DATASET SECTION —
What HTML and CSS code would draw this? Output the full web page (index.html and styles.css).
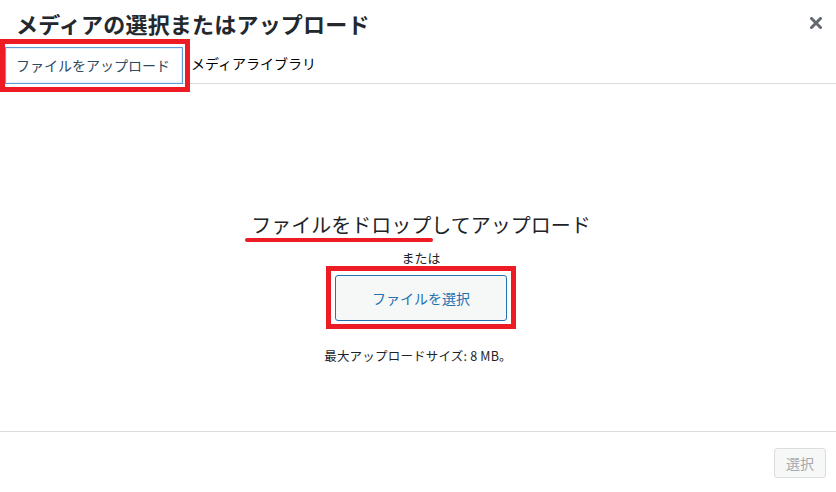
FILE: index.html
```html
<!DOCTYPE html>
<html lang="ja">
<head>
<meta charset="utf-8">
<title>メディアの選択またはアップロード</title>
<link rel="stylesheet" href="styles.css">
</head>
<body>
<div class="modal">
  <header class="head">
    <h1 class="title">メディアの選択またはアップロード</h1>
    <button class="close" aria-label="閉じる">
      <svg width="12" height="12" viewBox="0 0 12 12"><path d="M1.5 1.5L10.5 10.5M10.5 1.5L1.5 10.5" stroke="#646970" stroke-width="3" stroke-linecap="square"/></svg>
    </button>
  </header>
  <nav class="tabs">
    <span class="tab active">ファイルをアップロード</span>
    <span class="tab">メディアライブラリ</span>
  </nav>
  <main class="content">
    <h2 class="drop">ファイルをドロップしてアップロード</h2>
    <p class="or">または</p>
    <button class="pick">ファイルを選択</button>
    <p class="max">最大アップロードサイズ: 8 MB。</p>
  </main>
  <footer class="foot">
    <button class="select">選択</button>
  </footer>
</div>
<div class="mark mark-tab"></div>
<div class="mark mark-btn"></div>
<div class="underline"></div>
</body>
</html>
```
FILE: styles.css
```css
* { box-sizing: border-box; }
html, body { margin: 0; padding: 0; background: #fff; }
body {
  width: 836px;
  height: 492px;
  overflow: hidden;
  position: relative;
  font-family: "Noto Sans CJK JP", "Noto Sans", sans-serif;
  color: #1d2327;
}
.modal { display: flex; flex-direction: column; height: 492px; }
.head {
  height: 46px;
  display: flex;
  align-items: center;
  justify-content: space-between;
  padding: 0 14px 0 16px;
}
.title {
  margin: 0;
  font-size: 22px;
  font-weight: 700;
  line-height: 46px;
  color: #23282d;
  letter-spacing: 0.2px;
}
.close {
  border: 0;
  background: none;
  padding: 0;
  width: 12px;
  height: 12px;
  display: flex;
}
.tabs {
  height: 38px;
  display: flex;
  align-items: flex-start;
  border-bottom: 1px solid #dcdcde;
  padding-left: 5px;
  gap: 8px;
}
.tab {
  font-size: 14px;
  line-height: 35px;
  color: #000;
}
.tab.active {
  margin-top: 1px;
  height: 37px;
  padding: 0 12px 0 10px;
  border: 1px solid #5b9dd9;
  box-shadow: inset 0 0 0 1px #e6f0f8;
  color: #2c4a62;
  background: #fff;
  position: relative;
}
.content {
  flex: 1;
  display: flex;
  flex-direction: column;
  align-items: center;
  padding-top: 127px;
  padding-left: 6px;
}
.drop {
  margin: 0;
  font-size: 20px;
  font-weight: 400;
  line-height: 28px;
  color: #1d2327;
}
.or {
  margin: 9px 0 0;
  font-size: 13px;
  line-height: 20px;
}
.pick {
  margin-top: 7px;
  width: 172px;
  height: 46px;
  border: 1px solid #2271b1;
  border-radius: 3px;
  background: #f6f7f7;
  color: #2271b1;
  font-family: inherit;
  font-size: 14px;
}
.max {
  margin: 26px 0 0 -6px;
  font-size: 12.5px;
  line-height: 18px;
  letter-spacing: 0.2px;
}
.foot {
  height: 61px;
  border-top: 1px solid #dcdcde;
  display: flex;
  justify-content: flex-end;
  align-items: flex-start;
  padding: 16px 10px 0 0;
}
.select {
  width: 52px;
  height: 30px;
  border: 1px solid #dcdcde;
  border-radius: 3px;
  background: #f6f7f7;
  color: #a7aaad;
  font-family: inherit;
  font-size: 14px;
}
.mark {
  position: absolute;
  border: 5px solid #ed1c24;
}
.mark-tab { left: 0; top: 39px; width: 190px; height: 53px; }
.mark-btn { left: 326px; top: 266px; width: 190px; height: 63px; }
.underline {
  position: absolute;
  left: 245px;
  top: 238px;
  width: 188px;
  height: 4px;
  border-radius: 2px;
  background: #ed1c24;
}
```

EXERCISE DIRECTIONS — Copy every line above that holds the word "styles".

RESPONSE TO THE TASK —
What HTML and CSS code would draw this? Output the full web page (index.html and styles.css).
<link rel="stylesheet" href="styles.css">
FILE: styles.css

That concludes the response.